Jesus takes his shame, takes his less than stellar actions, and transforms them into something new, something good, something life giving.
But it wasn’t only then that this happened, this also speaks to us now. I think that we are invited to see ourselves in Peter. We are invited to see ourselves in Peter’s unsteady faith, we are invited to see ourselves in Peter’s denials, when we find that the easiest way is just to say, “I do not know him.” But we are also invited to see ourselves in this moment of Peter’s reinstatement, when Jesus takes the thing that likely bothers Peter the most, turns it around into something good, and then does something which Peter may never have expected, he issued an invitation to follow, again. Jesus was welcoming him back into the fold. Reinstating him as a disciple.
Jesus does the same with us. We too have denied Jesus in words and actions, we have lived like we don’t know Jesus, like we don’t follow Jesus. Sometimes we recognize when we do this, many times we do not. At some point we will realize it, and we will be overcome with guilt and sometimes even shame. I hear it all the time. “I’ll come to church when I get my life together,” “I need to work through some things before I come to God,” “I’ve done some really bad things in my life,” people have told me. I think that all of us can relate to these things in our past that hang heavy over our heads.

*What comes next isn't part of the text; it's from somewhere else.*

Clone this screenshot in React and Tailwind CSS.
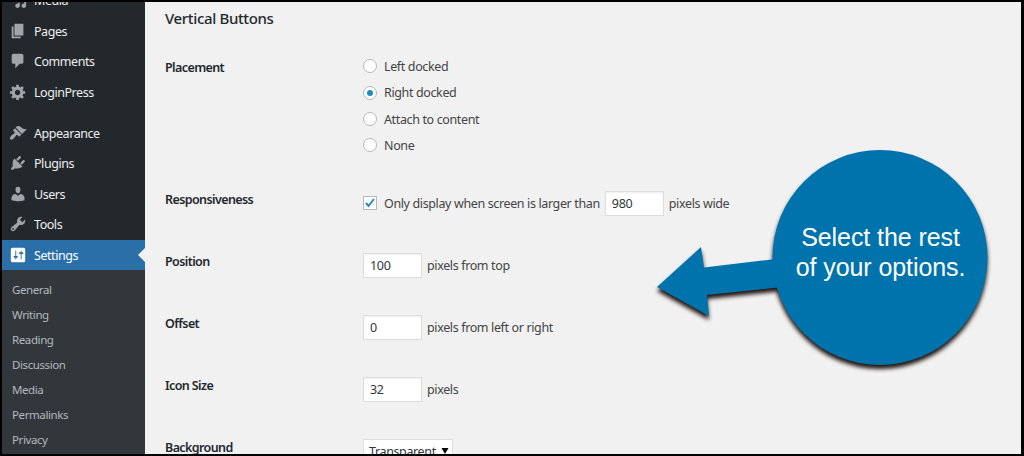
import React, { useState } from "react";

// Sidebar icons, drawn on a 20x20 grid
const icons = {
  media:
    "M13 11V4c0-.55-.45-1-1-1h-1.67L9 1H5L3.67 3H2c-.55 0-1 .45-1 1v7c0 .55.45 1 1 1h10c.55 0 1-.45 1-1zM7 4.5c1.38 0 2.5 1.12 2.5 2.5S8.38 9.5 7 9.5 4.5 8.38 4.5 7 5.62 4.5 7 4.5zM14 6h5v10.5c0 1.38-1.12 2.5-2.5 2.5S14 17.88 14 16.5s1.12-2.5 2.5-2.5c.17 0 .34.02.5.05V9h-3V6zm-4 8.05V13h2v3.5c0 1.38-1.12 2.5-2.5 2.5S7 17.88 7 16.5 8.12 14 9.5 14c.17 0 .34.02.5.05z",
  pages: "M6 15V2h10v13H6zm-1 1h8v2H3V5h2v11z",
  comments:
    "M5 2h9c1.1 0 2 .9 2 2v7c0 1.1-.9 2-2 2h-2l-5 5v-5H5c-1.1 0-2-.9-2-2V4c0-1.1.9-2 2-2z",
  gear:
    "M18 12h-2.18c-.17.7-.44 1.35-.81 1.93l1.54 1.54-2.1 2.1-1.54-1.54c-.58.36-1.23.63-1.91.79V19H8v-2.18c-.68-.16-1.33-.43-1.91-.79l-1.54 1.54-2.12-2.12 1.54-1.54c-.36-.58-.63-1.23-.79-1.91H1V9.03h2.17c.16-.7.44-1.35.8-1.94L2.43 5.55l2.1-2.1 1.54 1.54c.58-.37 1.24-.64 1.93-.81V2h3v2.18c.68.16 1.33.43 1.91.79l1.54-1.54 2.12 2.12-1.54 1.54c.36.59.64 1.24.8 1.94H18V12zm-8.5 1.5c1.66 0 3-1.34 3-3s-1.34-3-3-3-3 1.34-3 3 1.34 3 3 3z",
  appearance:
    "M14.48 11.06L7.41 3.99l1.5-1.5c.5-.56 2.3-.47 3.51.32 1.21.8 1.43 1.28 2.91 2.1 1.18.64 2.45 1.26 4.45.85zm-.71.71L6.7 4.7 4.93 6.47c-.39.39-.39 1.02 0 1.41l1.06 1.06c.39.39.39 1.03 0 1.42-.6.6-1.43 1.11-2.21 1.69-.35.26-.7.53-1.01.84C1.43 14.23.4 16.08 1.4 17.07c.99 1 2.84-.03 4.18-1.36.31-.31.58-.66.85-1.02.57-.78 1.08-1.61 1.69-2.21.39-.39 1.02-.39 1.41 0l1.06 1.06c.39.39 1.02.39 1.41 0z",
  plugins:
    "M13.11 4.36L9.87 7.6 8 5.73l3.24-3.24c.35-.34 1.05-.2 1.56.32.52.51.66 1.21.31 1.55zm-8 1.77l.91-1.12 9.01 9.01-1.19.84c-.71.71-2.63 1.16-3.82 1.16H6.14L4.9 17.26c-.59.59-1.54.59-2.12 0-.59-.58-.59-1.53 0-2.12l1.24-1.24v-3.88c0-1.13.4-3.19 1.09-3.89zm7.26 3.97l3.24-3.24c.34-.35 1.04-.21 1.55.31.52.51.66 1.21.31 1.55l-3.24 3.25z",
  users:
    "M10 9.25c-2.27 0-2.73-3.44-2.73-3.44C7 4.02 7.82 2 9.97 2c2.16 0 2.98 2.02 2.71 3.81 0 0-.41 3.44-2.68 3.44zm0 2.57L12.72 10c2.39 0 4.52 2.33 4.52 4.53v2.49s-3.65 1.13-7.24 1.13c-3.65 0-7.24-1.13-7.24-1.13v-2.49c0-2.25 1.94-4.48 4.47-4.48z",
  tools:
    "M16.68 9.77c-1.34 1.34-3.3 1.67-4.95.99l-5.41 6.52c-.99.99-2.59.99-3.58 0s-.99-2.59 0-3.57l6.52-5.42c-.68-1.65-.35-3.61.99-4.95 1.28-1.28 3.12-1.62 4.72-1.06l-2.89 2.89 2.82 2.82 2.86-2.87c.53 1.58.18 3.39-1.08 4.65zM3.81 16.21c.4.39 1.04.39 1.43 0 .4-.4.4-1.04 0-1.43-.39-.4-1.03-.4-1.43 0-.39.39-.39 1.03 0 1.43z",
  settings:
    "M18 16V4c0-1.1-.9-2-2-2H4c-1.1 0-2 .9-2 2v12c0 1.1.9 2 2 2h12c1.1 0 2-.9 2-2zM8 11h1c.55 0 1 .45 1 1s-.45 1-1 1H8v1.5c0 .28-.22.5-.5.5s-.5-.22-.5-.5V13H6c-.55 0-1-.45-1-1s.45-1 1-1h1V5.5c0-.28.22-.5.5-.5s.5.22.5.5V11zm5-2h-1c-.55 0-1-.45-1-1s.45-1 1-1h1V5.5c0-.28.22-.5.5-.5s.5.22.5.5V7h1c.55 0 1 .45 1 1s-.45 1-1 1h-1v5.5c0 .28-.22.5-.5.5s-.5-.22-.5-.5V9z",
};

const contentMenu = [
  { name: "Media", icon: "media" },
  { name: "Pages", icon: "pages" },
  { name: "Comments", icon: "comments" },
  { name: "LoginPress", icon: "gear" },
];

const adminMenu = [
  { name: "Appearance", icon: "appearance" },
  { name: "Plugins", icon: "plugins" },
  { name: "Users", icon: "users" },
  { name: "Tools", icon: "tools" },
  { name: "Settings", icon: "settings", active: true },
];

const subMenu = ["General", "Writing", "Reading", "Discussion", "Media", "Permalinks", "Privacy"];

function MenuItem({ item }) {
  return (
    <li
      className={`relative flex h-[30.5px] items-center pl-[7px] text-[12.5px] tracking-[-0.45px] ${
        item.active ? "bg-[#2a6fa8] text-white" : "text-[#eee]"
      }`}
    >
      <svg
        viewBox="0 0 20 20"
        className={`mr-[7px] size-[18px] shrink-0 ${item.active ? "fill-white" : "fill-[#a0a5aa]"}`}
      >
        <path d={icons[item.icon]} />
      </svg>
      <span className="pt-[3px]">{item.name}</span>
      {item.active && (
        <span className="absolute right-0 top-[8px] border-y-[7px] border-r-[7px] border-y-transparent border-r-[#f1f1f1]" />
      )}
    </li>
  );
}

function Sidebar() {
  return (
    <nav className="flex w-[143px] shrink-0 flex-col bg-[#23282d]">
      <ul className="-mt-[17px]">
        {contentMenu.map((item) => (
          <MenuItem key={item.name} item={item} />
        ))}
      </ul>
      <ul className="mt-[10.5px]">
        {adminMenu.map((item) => (
          <MenuItem key={item.name} item={item} />
        ))}
      </ul>
      <ul className="flex-1 bg-[#32373c] pt-[7px]">
        {subMenu.map((name) => (
          <li
            key={name}
            className="h-[25px] pl-[10px] text-[11.5px] leading-[25px] tracking-[-0.4px] text-[#b4b9be]"
          >
            {name}
          </li>
        ))}
      </ul>
    </nav>
  );
}

function Row({ label, tall, children }) {
  return (
    <div className={`flex shrink-0 items-start ${tall ? "h-[132px]" : "h-[62px]"}`}>
      <div className="w-[198px] shrink-0 pt-px text-[12.5px] font-semibold leading-4 tracking-[-0.6px] text-[#23282d]">
        {label}
      </div>
      {children}
    </div>
  );
}

function NumberBox({ value, onChange }) {
  return (
    <input
      type="text"
      value={value}
      onChange={onChange}
      className="h-[25px] w-[59px] border border-[#ddd] bg-white px-[6px] text-[12.5px] tracking-[-0.3px] text-[#32373c] shadow-[inset_0_1px_2px_rgba(0,0,0,0.07)]"
    />
  );
}

function Callout() {
  return (
    <div className="absolute left-[638px] top-[138px] h-[250px] w-[370px]">
      <svg
        viewBox="0 0 370 250"
        className="absolute inset-0 fill-[#0073ad] drop-shadow-[0_4px_2px_rgba(20,8,4,0.95)]"
      >
        <path d="M17 147L61 107L64 127.500L136 119L142 147L67 155L69 176Z" />
        <circle cx="240" cy="117.500" r="107.500" />
      </svg>
      <p className="absolute left-[133px] top-[82px] w-[215px] text-center font-['Liberation_Sans',sans-serif] text-[25px] leading-[30px] tracking-[-0.08px] text-white">
        Select the rest
        <br />
        of your options.
      </p>
    </div>
  );
}

export default function App() {
  const [placement, setPlacement] = useState("Right docked");
  const [onlyLarge, setOnlyLarge] = useState(true);
  const [values, setValues] = useState({ width: "980", top: "100", offset: "0", size: "32" });

  function handleChange(key) {
    return (e) => setValues((prev) => ({ ...prev, [key]: e.target.value }));
  }

  return (
    <div className="relative flex h-[456px] w-[1024px] overflow-hidden border-y-2 border-l-2 border-r-[3px] border-black bg-[#f1f1f1] font-['Noto_Sans',sans-serif]">
      <Sidebar />
      <main className="flex min-w-0 flex-1 flex-col pl-5 text-[12.5px] tracking-[-0.37px] text-[#444]">
        <h2 className="mb-[30px] mt-[5px] h-[22px] shrink-0 text-[15px] font-medium leading-[22px] tracking-[-0.35px] text-[#23282d]">
          Vertical Buttons
        </h2>

        <Row label="Placement" tall>
          <div className="-mt-[6px]">
            {["Left docked", "Right docked", "Attach to content", "None"].map((option) => (
              <label key={option} className="flex h-[26.400px] items-center">
                <input
                  type="radio"
                  name="placement"
                  className="sr-only"
                  checked={placement === option}
                  onChange={() => setPlacement(option)}
                />
                <span className="mr-[7px] flex size-[14px] items-center justify-center rounded-full border border-[#b4b9be] bg-white">
                  {placement === option && <span className="size-[6px] rounded-full bg-[#1e8cbe]" />}
                </span>
                <span className="pt-[2px]">{option}</span>
              </label>
            ))}
          </div>
        </Row>

        <Row label="Responsiveness">
          <label className="flex h-6 items-center">
            <input
              type="checkbox"
              className="sr-only"
              checked={onlyLarge}
              onChange={(e) => setOnlyLarge(e.target.checked)}
            />
            <span className="mr-[7px] flex size-[14px] items-center justify-center border border-[#b4b9be] bg-white">
              {onlyLarge && (
                <svg viewBox="0 0 12 12" className="size-3 fill-none stroke-[#1e8cbe] stroke-2">
                  <path d="M2 6l2.500 3L10 2" />
                </svg>
              )}
            </span>
            <span className="pt-[2px]">Only display when screen is larger than</span>
          </label>
          <div className="ml-[5px] flex h-6 items-center gap-[5px]">
            <NumberBox value={values.width} onChange={handleChange("width")} />
            <span className="pt-[2px]">pixels wide</span>
          </div>
        </Row>

        <Row label="Position">
          <div className="flex h-6 items-center gap-[5px]">
            <NumberBox value={values.top} onChange={handleChange("top")} />
            <span className="pt-[2px]">pixels from top</span>
          </div>
        </Row>

        <Row label="Offset">
          <div className="flex h-6 items-center gap-[5px]">
            <NumberBox value={values.offset} onChange={handleChange("offset")} />
            <span className="pt-[2px]">pixels from left or right</span>
          </div>
        </Row>

        <Row label="Icon Size">
          <div className="flex h-6 items-center gap-[5px]">
            <NumberBox value={values.size} onChange={handleChange("size")} />
            <span className="pt-[2px]">pixels</span>
          </div>
        </Row>

        <Row label="Background">
          <button className="flex h-[26px] w-[90px] items-center justify-between border border-[#ddd] bg-white pl-[5px] pr-[3px] tracking-[-0.37px] text-[#32373c]">
            Transparent
            <svg viewBox="0 0 8 6" className="mb-[2px] h-[6px] w-2 fill-black">
              <path d="M0.500 0h7L4 6z" />
            </svg>
          </button>
        </Row>
      </main>
      <Callout />
    </div>
  );
}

But Jesus comes up, and doesn’t say, “don’t worry about it,” Jesus doesn’t just say, “It’s okay…” Jesus comes to us and says, “Do you love me more than all of this?” “Do you love me?” “Do you love me?” And just when we think that Jesus may never forgive us, when we think that Jesus doesn’t believe us, when we think that we will never find redemption, Jesus offers us an invitation, perhaps one that we have heard before, perhaps not, and he says, “follow me.”